Cosa ci dice dell’esperienza “Stella del Mattino” di Spello?
Dalla comunità La Tenda è nata l’esperienza “Stella del Mattino”, voluta dalla Diocesi, nata con un accordo con il Vescovo Arduino, per l’accoglienza delle persone sieropositive; oggi però vengono anche accolte persone senza punti di riferimento, ma con gravi patologie. È gestita, a Spello, da una équipe formata da tutti volontari che ruotano nei vari servizi, è un gruppo molto affiatato che riesce a vivere momenti insieme per discutere e cercare soluzioni ai problemi e, nello stesso tempo, condividere tempi di gioia e di convivialità. Questo contribuisce ad aiutare le persone ad accettare le loro difficoltà con più speranza.

I Servizi della ASL non intervengono?
Sì, per l’aspetto sanitario, c’è una buona collaborazione e disponibilità, ci si conosce tutti e si lavora in sintonia.

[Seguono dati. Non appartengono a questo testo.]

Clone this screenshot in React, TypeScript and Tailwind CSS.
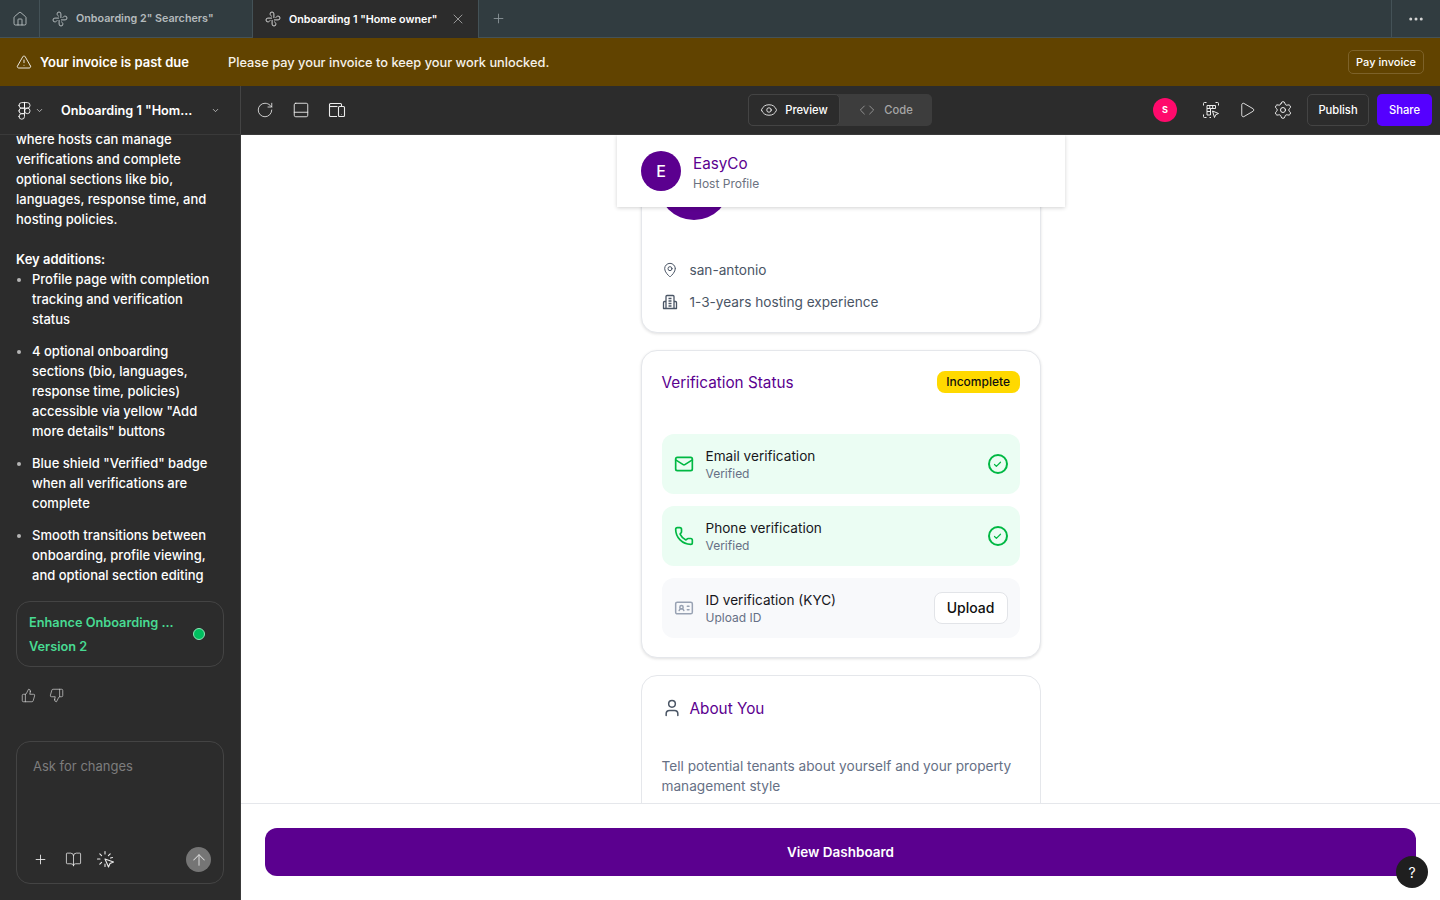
import React from "react";
import {
  BookOpen,
  Check,
  ChevronDown,
  Code,
  Ellipsis,
  Eye,
  Figma,
  House,
  Mail,
  MapPin,
  PanelBottom,
  Phone,
  Play,
  Plus,
  RotateCw,
  Settings,
  ThumbsDown,
  ThumbsUp,
  TriangleAlert,
  User,
  X,
  ArrowUp,
  IdCard,
} from "lucide-react";

const MakeIcon = () => (
  <svg width="16" height="16" viewBox="0 0 16 16" fill="none" stroke="currentColor" strokeWidth="1" strokeLinecap="round">
    {[0, 90, 180, 270].map((deg) => (
      <path key={deg} transform={`rotate(${deg} 8 8)`} d="M8.9 6.6V2.900a1.900 1.900 0 0 0-3.800 0c0 1 .6 1.600 1.300 2.200" />
    ))}
  </svg>
);

const ResponsiveIcon = () => (
  <svg width="18" height="18" viewBox="0 0 18 18" fill="none" stroke="currentColor" strokeWidth="1.1">
    <path d="M9 15.500H2.500a1 1 0 0 1-1-1v-11a1 1 0 0 1 1-1h10a1 1 0 0 1 1 1V5" />
    <path d="M1.500 5.500h8" />
    <rect x="10.500" y="5.500" width="6" height="10" rx="1" />
    <path d="M13.500 13.500v.4" />
  </svg>
);

const FrameIcon = () => (
  <svg width="18" height="18" viewBox="0 0 18 18" fill="none" stroke="currentColor" strokeWidth="1">
    <path d="M1.500 4.500v-2a1 1 0 0 1 1-1h2M13.500 1.500h2a1 1 0 0 1 1 1v2M1.500 13.500v2a1 1 0 0 0 1 1h2M7.500 16.500h1.500" />
    <path d="M5 4.500h8.500v3H8.500v6.500H5V4.500ZM5 7.500h3.500M5 10.500h3.500M7.800 4.500v3M10.700 4.500v3" />
    <path d="M10.500 10l6 2.500-2.800 1.200-1.200 2.800-2-6.500Z" />
  </svg>
);

const ClickSparkIcon = () => (
  <svg width="20" height="20" viewBox="0 0 20 20" fill="none" stroke="currentColor" strokeWidth="1.1" strokeLinecap="round">
    <path d="M9 1.500v2.500M3.800 3.800l1.800 1.800M14.200 3.800l-1.800 1.800M1.500 9H4M3.800 14.200l1.800-1.800M9 14v2.500M16.500 7.500l-2 .5" />
    <path d="M9 9l8.500 3-3.500 1.500-1.500 3.500L9 9Z" strokeLinejoin="round" />
  </svg>
);

const OfficeIcon = () => (
  <svg width="16" height="16" viewBox="0 0 16 16" fill="none" stroke="currentColor" strokeWidth="1.3" strokeLinejoin="round">
    <path d="M4 14.500V2.500a1 1 0 0 1 1-1h6a1 1 0 0 1 1 1v12" />
    <path d="M4 7.500H2.500a1 1 0 0 0-1 1v6h13v-6a1 1 0 0 0-1-1H12" />
    <path d="M6.500 4.500h3M6.500 7h3M6.500 9.500h3M6.500 12h3" />
  </svg>
);

const bullets = [
  "Profile page with completion tracking and verification status",
  '4 optional onboarding sections (bio, languages, response time, policies) accessible via yellow "Add more details" buttons',
  'Blue shield "Verified" badge when all verifications are complete',
  "Smooth transitions between onboarding, profile viewing, and optional section editing",
];

const VerifiedRow = ({ icon, title }: { icon: React.ReactNode; title: string }) => (
  <div className="flex h-[60px] items-center rounded-[12px] bg-[#ebfdf3] pl-[12px] pr-[12px]">
    <span className="w-[32px] text-[#00b843]">{icon}</span>
    <div className="flex-1 pt-[2px]">
      <p className="text-[13.6px] leading-[18px] text-[#17171c]">{title}</p>
      <p className="text-[12px] leading-[18px] text-[#667085]">Verified</p>
    </div>
    <span className="relative flex h-5 w-5 items-center justify-center rounded-full border-2 border-[#00b843] text-[#00b843]">
      <Check size={9} strokeWidth={3.2} />
    </span>
  </div>
);

export default function App() {
  return (
    <div className="flex h-[900px] w-[1440px] flex-col overflow-hidden bg-white font-['Inter',sans-serif]">
      {/* tab bar */}
      <div className="flex h-[38px] shrink-0 items-stretch border-b border-[#445257] bg-[#313c40] text-[10.75px] font-semibold">
        <div className="flex w-[40px] items-center justify-center border-r border-[#445257] text-[#c9cfd1]">
          <House size={16} strokeWidth={1.2} />
        </div>
        <div className="flex w-[213px] items-center gap-[8px] border-r border-[#445257] pl-[12px] text-[#b4babc]">
          <MakeIcon />
          <span className="pt-[2px]">Onboarding 2" Searchers"</span>
        </div>
        <div className="-mb-px flex w-[226px] items-center border-r border-[#445257] bg-[#2c2c2c] pl-[12px] text-white">
          <span className="text-[#d4d4d4]">
            <MakeIcon />
          </span>
          <span className="ml-[8px] pt-[2px]">Onboarding 1 "Home owner"</span>
          <X size={16} strokeWidth={1} className="ml-[13px] text-[#cfcfcf]" />
        </div>
        <div className="flex w-[38px] items-center justify-center text-[#8b9699]">
          <Plus size={15} strokeWidth={1.4} />
        </div>
        <div className="flex-1" />
        <div className="flex w-[49px] items-center justify-center border-l border-[#445257] text-[#d4d4d4]">
          <Ellipsis size={18} strokeWidth={2} />
        </div>
      </div>

      {/* invoice banner */}
      <div className="flex h-[48px] shrink-0 items-center bg-[#614300] pl-[16px] pr-[16px] text-[13px] text-white">
        <TriangleAlert size={16} strokeWidth={1.3} />
        <span className="ml-[8px] w-[188px] pt-px font-semibold">Your invoice is past due</span>
        <span className="pt-px text-[12.8px] font-medium text-[#f6f2ea]">
          Please pay your invoice to keep your work unlocked.
        </span>
        <button className="ml-auto flex h-[24px] items-center rounded-[5px] border border-[#7d6229] px-[7px] text-[11px] font-medium">
          Pay invoice
        </button>
      </div>

      {/* toolbar */}
      <div className="flex h-[49px] shrink-0 items-center border-b border-[#3a3a3a] bg-[#2c2c2c] text-white">
        <div className="flex h-full w-[241px] shrink-0 items-center border-r border-[#444444] pl-[15px] pr-[20px]">
          <Figma size={19} strokeWidth={1.1} />
          <ChevronDown size={9} strokeWidth={2} className="ml-[1px] text-[#d4d4d4]" />
          <span className="ml-[17px] pt-px text-[12.7px] font-semibold">Onboarding 1 "Hom...</span>
          <ChevronDown size={9} strokeWidth={2} className="ml-auto text-[#d4d4d4]" />
        </div>
        <div className="flex items-center gap-[18px] pl-[15px] text-[#ececec]">
          <RotateCw size={18} strokeWidth={1.1} />
          <PanelBottom size={18} strokeWidth={1.2} />
          <ResponsiveIcon />
        </div>
        <div className="ml-[402px] flex h-[32px] w-[184px] items-stretch rounded-[5px] bg-[#3d3d3d] text-[11.2px] font-medium">
          <div className="flex w-[92px] items-center justify-center gap-[7px] rounded-[5px] border border-[#444444] bg-[#2c2c2c]">
            <Eye size={18} strokeWidth={1.1} />
            <span className="pt-px">Preview</span>
          </div>
          <div className="flex flex-1 items-center justify-center gap-[9px] text-[#a6a6a6]">
            <Code size={16} strokeWidth={1.2} />
            <span className="pt-px">Code</span>
          </div>
        </div>
        <span className="ml-[221px] flex h-[24px] w-[24px] items-center justify-center rounded-full bg-[#ff0a6c] text-[9px] font-bold text-white">
          S
        </span>
        <span className="ml-[25px] text-[#ececec]">
          <FrameIcon />
        </span>
        <Play size={18} strokeWidth={1.1} className="ml-[18px]" />
        <Settings size={20} strokeWidth={1.1} className="ml-[17px]" />
        <button className="ml-[14px] flex h-[32px] w-[62px] items-center justify-center rounded-[5px] border border-[#444444] pt-px text-[11.2px] font-medium">
          Publish
        </button>
        <button className="ml-[8px] flex h-[32px] w-[55px] items-center justify-center rounded-[5px] bg-[#5500ff] pt-px text-[11.2px] font-medium">
          Share
        </button>
      </div>

      <div className="flex min-h-0 flex-1">
        {/* chat sidebar */}
        <aside className="flex w-[241px] shrink-0 flex-col border-r border-[#3a3a3a] bg-[#2c2c2c] text-white">
          <div className="-mt-[6px] h-[472px] shrink-0 pl-[16px] pr-[16px] text-[13px] font-medium leading-[20px]">
            <p>
              where hosts can manage verifications and complete optional sections like bio, languages, response time,
              and hosting policies.
            </p>
            <p className="mt-[20px] font-semibold">Key additions:</p>
            <ul className="list-disc pl-[16px] marker:text-[#b5b5b5]">
              {bullets.map((b) => (
                <li key={b} className="mb-[12px]">
                  {b}
                </li>
              ))}
            </ul>
          </div>
          <div className="mx-[16px] flex h-[66px] shrink-0 items-center justify-between rounded-[14px] border border-[#444444] pl-[12px] pr-[18px] text-[12.75px] font-semibold leading-[24px] text-[#48da92]">
            <div className="pt-[2px]">
              <p>Enhance Onboarding ...</p>
              <p>Version 2</p>
            </div>
            <span className="h-[12px] w-[12px] rounded-full border-[1.5px] border-[#8ce8b8] bg-[#00bf5f]" />
          </div>
          <div className="mt-[21px] flex gap-[13px] pl-[21px] text-[#d6d6d6]">
            <ThumbsUp size={15} strokeWidth={1.1} />
            <ThumbsDown size={15} strokeWidth={1.1} />
          </div>
          <div className="mx-[16px] mt-[38px] flex h-[143px] shrink-0 flex-col rounded-[14px] border border-[#444444] pb-[11px] pl-[16px] pr-[12px] pt-[15px]">
            <p className="text-[13px] text-[#7d7d7d]">Ask for changes</p>
            <div className="mt-auto flex items-center text-[#ececec]">
              <Plus size={15} strokeWidth={1.4} />
              <BookOpen size={17} strokeWidth={1.1} className="ml-[17px]" />
              <span className="ml-[14px]">
                <ClickSparkIcon />
              </span>
              <span className="ml-auto flex h-[25px] w-[25px] items-center justify-center rounded-full bg-[#757575] text-[#d8d8d8]">
                <ArrowUp size={18} strokeWidth={1.4} />
              </span>
            </div>
          </div>
        </aside>

        {/* preview */}
        <main className="relative flex min-w-0 flex-1 flex-col">
          <div className="relative min-h-0 flex-1 overflow-hidden">
            <div className="absolute left-[376px] top-0 z-10 flex h-[72px] w-[448px] items-center gap-[12px] bg-white pl-[24px] shadow-[0_1px_4px_rgba(0,0,0,0.18)]">
              <span className="flex h-[40px] w-[40px] items-center justify-center rounded-full bg-[#5b008f] text-[16px] font-medium text-white">
                E
              </span>
              <div>
                <p className="text-[15.25px] leading-[24px] text-[#5b008f]">EasyCo</p>
                <p className="text-[12px] leading-[15px] text-[#6b7280]">Host Profile</p>
              </div>
            </div>
            <div className="-mt-[20px] flex flex-col items-center gap-[17px]">
              <section className="h-[218px] w-[400px] shrink-0 rounded-[16px] border border-[#e5e7eb] bg-white px-[20px] shadow-[0_1px_3px_rgba(0,0,0,0.12)]">
                <div className="mt-[32px] h-[72px] w-[72px] -translate-x-[4px] rounded-full bg-[#5b008f]" />
                <div className="mt-[34px] flex items-center gap-[12px] text-[13.65px] leading-[32px] text-[#4a5565]">
                  <MapPin size={16} strokeWidth={1.5} />
                  <span>san-antonio</span>
                </div>
                <div className="flex items-center gap-[12px] text-[13.65px] leading-[32px] text-[#4a5565]">
                  <OfficeIcon />
                  <span>1-3-years hosting experience</span>
                </div>
              </section>

              <section className="h-[308px] w-[400px] shrink-0 rounded-[16px] border border-[#e5e7eb] bg-white px-[20px] shadow-[0_1px_3px_rgba(0,0,0,0.12)]">
                <div className="mt-[20px] flex h-[24px] items-center justify-between">
                  <h2 className="text-[15.3px] text-[#5b008f]">Verification Status</h2>
                  <span className="mb-[2px] flex h-[22px] items-center rounded-[8px] bg-[#ffd900] px-[9.5px] text-[12px] font-medium text-[#101010]">
                    Incomplete
                  </span>
                </div>
                <div className="mt-[39px] flex flex-col gap-[12px]">
                  <VerifiedRow icon={<Mail size={20} strokeWidth={2} />} title="Email verification" />
                  <VerifiedRow icon={<Phone size={20} strokeWidth={2} />} title="Phone verification" />
                  <div className="flex h-[60px] items-center rounded-[12px] bg-[#f8f9fb] pl-[12px] pr-[12px]">
                    <span className="w-[32px] text-[#98a2b3]">
                      <IdCard size={20} strokeWidth={1.8} />
                    </span>
                    <div className="flex-1 pt-[2px]">
                      <p className="text-[13.6px] leading-[18px] text-[#17171c]">ID verification (KYC)</p>
                      <p className="text-[12px] leading-[18px] text-[#667085]">Upload ID</p>
                    </div>
                    <button className="h-[32px] w-[74px] rounded-[8px] border border-[#e2e4e8] bg-white pb-[2px] text-[14px] font-medium text-[#101010]">
                      Upload
                    </button>
                  </div>
                </div>
              </section>

              <section className="h-[300px] w-[400px] shrink-0 rounded-[16px] border border-[#e5e7eb] bg-white px-[20px]">
                <div className="mt-[20px] flex h-[24px] items-center gap-[8px]">
                  <User size={20} strokeWidth={1.8} className="text-[#4a5565]" />
                  <h2 className="pt-[2px] text-[15.3px] text-[#5b008f]">About You</h2>
                </div>
                <p className="mt-[36px] text-[13.65px] leading-[20px] text-[#667085]">
                  Tell potential tenants about yourself and your property management style
                </p>
              </section>
            </div>
          </div>
          <div className="z-20 flex h-[97px] shrink-0 items-start border-t border-[#e5e7eb] bg-white px-[24px] pt-[24px]">
            <button className="h-[48px] w-full rounded-[12px] bg-[#5b008f] text-[13.5px] font-semibold text-white">
              View Dashboard
            </button>
          </div>
          <span className="absolute bottom-[12px] right-[12px] z-30 flex h-[32px] w-[32px] items-center justify-center rounded-full bg-[#1f1f1f] text-[14px] text-white">
            ?
          </span>
        </main>
      </div>
    </div>
  );
}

Si è sentito parlare di progetti internazionali, che cosa ci può dire?
Spello è la base per i progetti internazionali che ormai da molti anni, dal 1996, vengono portati avanti. In questo periodo sono stati seguiti progetti in Sierra Leone, nel Chiapas, in Messico, in Nicaragua, in Guatemala, in India soprattutto nel campo della sanità: ospedali, case di accoglienza per bambini, chiese-scuole-ambulatori, adozioni a distanza. La caratteristica dell’iniziativa è la nostra partecipazione fisica alla realizzazione di queste realtà per un controllo diretto delle somme che portiamo e rendere così conto alle persone che hanno offerto contributi.

Ci sono in programma nuove iniziative?
Certamente, sempre legate alle necessità che emergono, come una casa di accoglienza per ragazze madri che possono tenere con sé i propri bambini ed essere nello stesso tempo seguite. Questa casa è già funzionante sempre a Spello, e offre un ambiente molto sensibile, anche se inizialmente, come per tutte le esperienze, c’è stata un po’ di resistenza verso tutto ciò che è nuovo e poco controllabile.
Ci sono in cantiere altre iniziative sempre per incontrare coloro che non hanno più riferimenti nella loro vita.

Chiude il nostro incontro un sentito ringraziamento che don Franco rivolge al Signore per avergli dato la forza e la possibilità di fare quello che a lui veramente piace.